** start Dataset section **

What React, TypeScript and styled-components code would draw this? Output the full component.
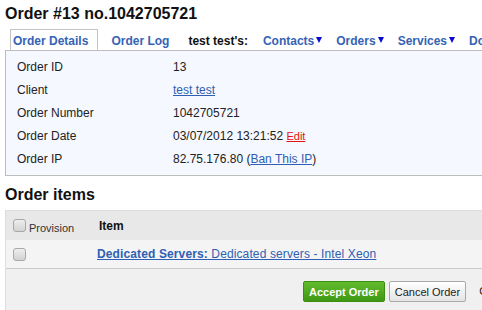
import styled, { createGlobalStyle } from "styled-components";

const GlobalStyle = createGlobalStyle`
  html, body {
    margin: 0;
    padding: 0;
    overflow: hidden;
    background: #ffffff;
  }
  body {
    font-family: "Liberation Sans", Arial, sans-serif;
    font-size: 12px;
    color: #222222;
  }
`;

interface IDetail {
  label: string;
  value: React.ReactNode;
}

const App = () => {
  const details: Array<IDetail> = [
    { label: "Order ID", value: "13" },
    { label: "Client", value: <Link href="#">test test</Link> },
    { label: "Order Number", value: "1042705721" },
    {
      label: "Order Date",
      value: (
        <>
          03/07/2012 13:21:52 <EditLink href="#">Edit</EditLink>
        </>
      ),
    },
    {
      label: "Order IP",
      value: (
        <>
          82.75.176.80 (<Link href="#">Ban This IP</Link>)
        </>
      ),
    },
  ];

  return (
    <Page>
      <GlobalStyle />
      <Title>Order #13 no.1042705721</Title>

      <Tabs>
        <Tab $active>Order Details</Tab>
        <Tab>Order Log</Tab>
        <TabLabel>test test's:</TabLabel>
        <Tab>
          Contacts<Arrow />
        </Tab>
        <Tab>
          Orders<Arrow />
        </Tab>
        <Tab>
          Services<Arrow />
        </Tab>
        <Tab>Domains</Tab>
      </Tabs>

      <DetailsPanel>
        <DetailsTable>
          <tbody>
            {details.map((d) => (
              <DetailRow key={d.label}>
                <LabelCell>{d.label}</LabelCell>
                <ValueCell>{d.value}</ValueCell>
              </DetailRow>
            ))}
          </tbody>
        </DetailsTable>
      </DetailsPanel>

      <Subtitle>Order items</Subtitle>

      <Items>
        <HeaderRow>
          <CheckCell>
            <Check type="checkbox" />
            <Small>Provision</Small>
          </CheckCell>
          <ItemHead>Item</ItemHead>
        </HeaderRow>
        <ItemRow>
          <CheckCell>
            <Check type="checkbox" />
          </CheckCell>
          <ItemCell>
            <Link href="#">
              <b>Dedicated Servers:</b> Dedicated servers - Intel Xeon
            </Link>
          </ItemCell>
        </ItemRow>
        <Footer>
          <Button $primary>Accept Order</Button>
          <Button>Cancel Order</Button>
          <FooterText>Cancel Order &amp; Refund</FooterText>
        </Footer>
      </Items>
    </Page>
  );
};

const Page = styled.div`
  width: 640px;
  padding-left: 5px;
  height: 310px;
  overflow: hidden;
`;

const Title = styled.h1`
  margin: 4px 0 5px;
  font-size: 16px;
  line-height: 20px;
  font-weight: bold;
  color: #111;
`;

const Tabs = styled.div`
  display: flex;
  align-items: stretch;
  height: 21px;
  padding-left: 5px;
`;

const Tab = styled.div<{ $active?: boolean }>`
  display: flex;
  align-items: center;
  padding: ${(p) => (p.$active ? "2px 9px 0 2px" : "2px 7px 0")};
  margin-right: ${(p) => (p.$active ? "6px" : "0")};
  font-size: 12px;
  font-weight: bold;
  color: #3563b5;
  background: ${(p) => (p.$active ? "#ffffff" : "transparent")};
  border: ${(p) => (p.$active ? "1px solid #c4c4c4" : "none")};
  border-bottom: none;
  white-space: nowrap;
`;

const TabLabel = styled.div`
  display: flex;
  align-items: center;
  padding: 2px 8px 0 12px;
  font-size: 12px;
  font-weight: bold;
  color: #111;
  white-space: nowrap;
`;

const Arrow = styled.span`
  display: inline-block;
  margin-left: 2px;
  margin-top: -2px;
  width: 0;
  height: 0;
  border-left: 3.5px solid transparent;
  border-right: 3.5px solid transparent;
  border-top: 6px solid #0a0ad0;
`;

const DetailsPanel = styled.div`
  border: 1px solid #bdbdbd;
  background: #f5f8fe;
  padding: 4px 0 5px 11px;
`;

const DetailsTable = styled.table`
  border-collapse: collapse;
`;

const DetailRow = styled.tr`
  height: 23px;
`;

const LabelCell = styled.td`
  width: 156px;
  padding: 0;
  vertical-align: middle;
`;

const ValueCell = styled.td`
  padding: 0;
  vertical-align: middle;
  white-space: nowrap;
`;

const Link = styled.a`
  color: #2f5fb3;
  text-decoration: underline;
`;

const EditLink = styled.a`
  color: #e81010;
  font-size: 11px;
  text-decoration: underline;
`;

const Subtitle = styled.h2`
  margin: 9px 0 5px;
  font-size: 16px;
  line-height: 20px;
  font-weight: bold;
  color: #111;
`;

const Items = styled.div`
  border-left: 1px solid #dddddd;
  border-top: 1px solid #dddddd;
  background: #f0f0f0;
`;

const HeaderRow = styled.div`
  display: flex;
  align-items: center;
  height: 29px;
  background: #e8e8e8;
`;

const ItemRow = styled.div`
  display: flex;
  align-items: center;
  height: 28px;
  background: #f4f4f4;
  border-bottom: 1px solid #cccccc;
`;

const CheckCell = styled.div`
  display: flex;
  align-items: center;
  width: 78px;
  padding-left: 7px;
`;

const Check = styled.input`
  appearance: none;
  margin: 0;
  width: 13px;
  height: 13px;
  border: 1px solid #a8a8a8;
  border-radius: 3px;
  background: linear-gradient(#eeeeee, #d2d2d2);
  box-sizing: border-box;
`;

const Small = styled.span`
  margin-left: 3px;
  margin-top: 4px;
  font-size: 11px;
  color: #333;
`;

const ItemHead = styled.div`
  padding-left: 8px;
  font-size: 12px;
  font-weight: bold;
  color: #111;
`;

const ItemCell = styled.div`
  padding-left: 6px;
  font-size: 12px;
  letter-spacing: 0.01em;
  white-space: nowrap;
`;

const Footer = styled.div`
  display: flex;
  align-items: flex-start;
  gap: 4px;
  padding: 12px 0 0 297px;
  height: 40px;
`;

const Button = styled.button<{ $primary?: boolean }>`
  height: 21px;
  padding: 0 5px;
  margin: 0;
  font-family: "Liberation Sans", Arial, sans-serif;
  font-size: 11px;
  font-weight: ${(p) => (p.$primary ? "bold" : "normal")};
  color: ${(p) => (p.$primary ? "#ffffff" : "#222222")};
  background: ${(p) =>
    p.$primary
      ? "linear-gradient(#62bb2d, #3f9813)"
      : "linear-gradient(#ffffff, #e4e4e4)"};
  border: 1px solid ${(p) => (p.$primary ? "#3c8d12" : "#a9a9a9")};
  border-radius: 2px;
  white-space: nowrap;
`;

const FooterText = styled.span`
  margin-left: 9px;
  margin-top: 4px;
  font-size: 11px;
  color: #222;
  white-space: nowrap;
`;

export default App;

** end Dataset section **

- [To do]: Take the listing above and restate it word for word, without its pictures.

- [Written solution]:
What React, TypeScript and styled-components code would draw this? Output the full component.
import styled, { createGlobalStyle } from "styled-components";

const GlobalStyle = createGlobalStyle`
  html, body {
    margin: 0;
    padding: 0;
    overflow: hidden;
    background: #ffffff;
  }
  body {
    font-family: "Liberation Sans", Arial, sans-serif;
    font-size: 12px;
    color: #222222;
  }
`;

interface IDetail {
  label: string;
  value: React.ReactNode;
}

const App = () => {
  const details: Array<IDetail> = [
    { label: "Order ID", value: "13" },
    { label: "Client", value: <Link href="#">test test</Link> },
    { label: "Order Number", value: "1042705721" },
    {
      label: "Order Date",
      value: (
        <>
          03/07/2012 13:21:52 <EditLink href="#">Edit</EditLink>
        </>
      ),
    },
    {
      label: "Order IP",
      value: (
        <>
          82.75.176.80 (<Link href="#">Ban This IP</Link>)
        </>
      ),
    },
  ];

  return (
    <Page>
      <GlobalStyle />
      <Title>Order #13 no.1042705721</Title>

      <Tabs>
        <Tab $active>Order Details</Tab>
        <Tab>Order Log</Tab>
        <TabLabel>test test's:</TabLabel>
        <Tab>
          Contacts<Arrow />
        </Tab>
        <Tab>
          Orders<Arrow />
        </Tab>
        <Tab>
          Services<Arrow />
        </Tab>
        <Tab>Domains</Tab>
      </Tabs>

      <DetailsPanel>
        <DetailsTable>
          <tbody>
            {details.map((d) => (
              <DetailRow key={d.label}>
                <LabelCell>{d.label}</LabelCell>
                <ValueCell>{d.value}</ValueCell>
              </DetailRow>
            ))}
          </tbody>
        </DetailsTable>
      </DetailsPanel>

      <Subtitle>Order items</Subtitle>

      <Items>
        <HeaderRow>
          <CheckCell>
            <Check type="checkbox" />
            <Small>Provision</Small>
          </CheckCell>
          <ItemHead>Item</ItemHead>
        </HeaderRow>
        <ItemRow>
          <CheckCell>
            <Check type="checkbox" />
          </CheckCell>
          <ItemCell>
            <Link href="#">
              <b>Dedicated Servers:</b> Dedicated servers - Intel Xeon
            </Link>
          </ItemCell>
        </ItemRow>
        <Footer>
          <Button $primary>Accept Order</Button>
          <Button>Cancel Order</Button>
          <FooterText>Cancel Order &amp; Refund</FooterText>
        </Footer>
      </Items>
    </Page>
  );
};

const Page = styled.div`
  width: 640px;
  padding-left: 5px;
  height: 310px;
  overflow: hidden;
`;

const Title = styled.h1`
  margin: 4px 0 5px;
  font-size: 16px;
  line-height: 20px;
  font-weight: bold;
  color: #111;
`;

const Tabs = styled.div`
  display: flex;
  align-items: stretch;
  height: 21px;
  padding-left: 5px;
`;

const Tab = styled.div<{ $active?: boolean }>`
  display: flex;
  align-items: center;
  padding: ${(p) => (p.$active ? "2px 9px 0 2px" : "2px 7px 0")};
  margin-right: ${(p) => (p.$active ? "6px" : "0")};
  font-size: 12px;
  font-weight: bold;
  color: #3563b5;
  background: ${(p) => (p.$active ? "#ffffff" : "transparent")};
  border: ${(p) => (p.$active ? "1px solid #c4c4c4" : "none")};
  border-bottom: none;
  white-space: nowrap;
`;

const TabLabel = styled.div`
  display: flex;
  align-items: center;
  padding: 2px 8px 0 12px;
  font-size: 12px;
  font-weight: bold;
  color: #111;
  white-space: nowrap;
`;

const Arrow = styled.span`
  display: inline-block;
  margin-left: 2px;
  margin-top: -2px;
  width: 0;
  height: 0;
  border-left: 3.5px solid transparent;
  border-right: 3.5px solid transparent;
  border-top: 6px solid #0a0ad0;
`;

const DetailsPanel = styled.div`
  border: 1px solid #bdbdbd;
  background: #f5f8fe;
  padding: 4px 0 5px 11px;
`;

const DetailsTable = styled.table`
  border-collapse: collapse;
`;

const DetailRow = styled.tr`
  height: 23px;
`;

const LabelCell = styled.td`
  width: 156px;
  padding: 0;
  vertical-align: middle;
`;

const ValueCell = styled.td`
  padding: 0;
  vertical-align: middle;
  white-space: nowrap;
`;

const Link = styled.a`
  color: #2f5fb3;
  text-decoration: underline;
`;

const EditLink = styled.a`
  color: #e81010;
  font-size: 11px;
  text-decoration: underline;
`;

const Subtitle = styled.h2`
  margin: 9px 0 5px;
  font-size: 16px;
  line-height: 20px;
  font-weight: bold;
  color: #111;
`;

const Items = styled.div`
  border-left: 1px solid #dddddd;
  border-top: 1px solid #dddddd;
  background: #f0f0f0;
`;

const HeaderRow = styled.div`
  display: flex;
  align-items: center;
  height: 29px;
  background: #e8e8e8;
`;

const ItemRow = styled.div`
  display: flex;
  align-items: center;
  height: 28px;
  background: #f4f4f4;
  border-bottom: 1px solid #cccccc;
`;

const CheckCell = styled.div`
  display: flex;
  align-items: center;
  width: 78px;
  padding-left: 7px;
`;

const Check = styled.input`
  appearance: none;
  margin: 0;
  width: 13px;
  height: 13px;
  border: 1px solid #a8a8a8;
  border-radius: 3px;
  background: linear-gradient(#eeeeee, #d2d2d2);
  box-sizing: border-box;
`;

const Small = styled.span`
  margin-left: 3px;
  margin-top: 4px;
  font-size: 11px;
  color: #333;
`;

const ItemHead = styled.div`
  padding-left: 8px;
  font-size: 12px;
  font-weight: bold;
  color: #111;
`;

const ItemCell = styled.div`
  padding-left: 6px;
  font-size: 12px;
  letter-spacing: 0.01em;
  white-space: nowrap;
`;

const Footer = styled.div`
  display: flex;
  align-items: flex-start;
  gap: 4px;
  padding: 12px 0 0 297px;
  height: 40px;
`;

const Button = styled.button<{ $primary?: boolean }>`
  height: 21px;
  padding: 0 5px;
  margin: 0;
  font-family: "Liberation Sans", Arial, sans-serif;
  font-size: 11px;
  font-weight: ${(p) => (p.$primary ? "bold" : "normal")};
  color: ${(p) => (p.$primary ? "#ffffff" : "#222222")};
  background: ${(p) =>
    p.$primary
      ? "linear-gradient(#62bb2d, #3f9813)"
      : "linear-gradient(#ffffff, #e4e4e4)"};
  border: 1px solid ${(p) => (p.$primary ? "#3c8d12" : "#a9a9a9")};
  border-radius: 2px;
  white-space: nowrap;
`;

const FooterText = styled.span`
  margin-left: 9px;
  margin-top: 4px;
  font-size: 11px;
  color: #222;
  white-space: nowrap;
`;

export default App;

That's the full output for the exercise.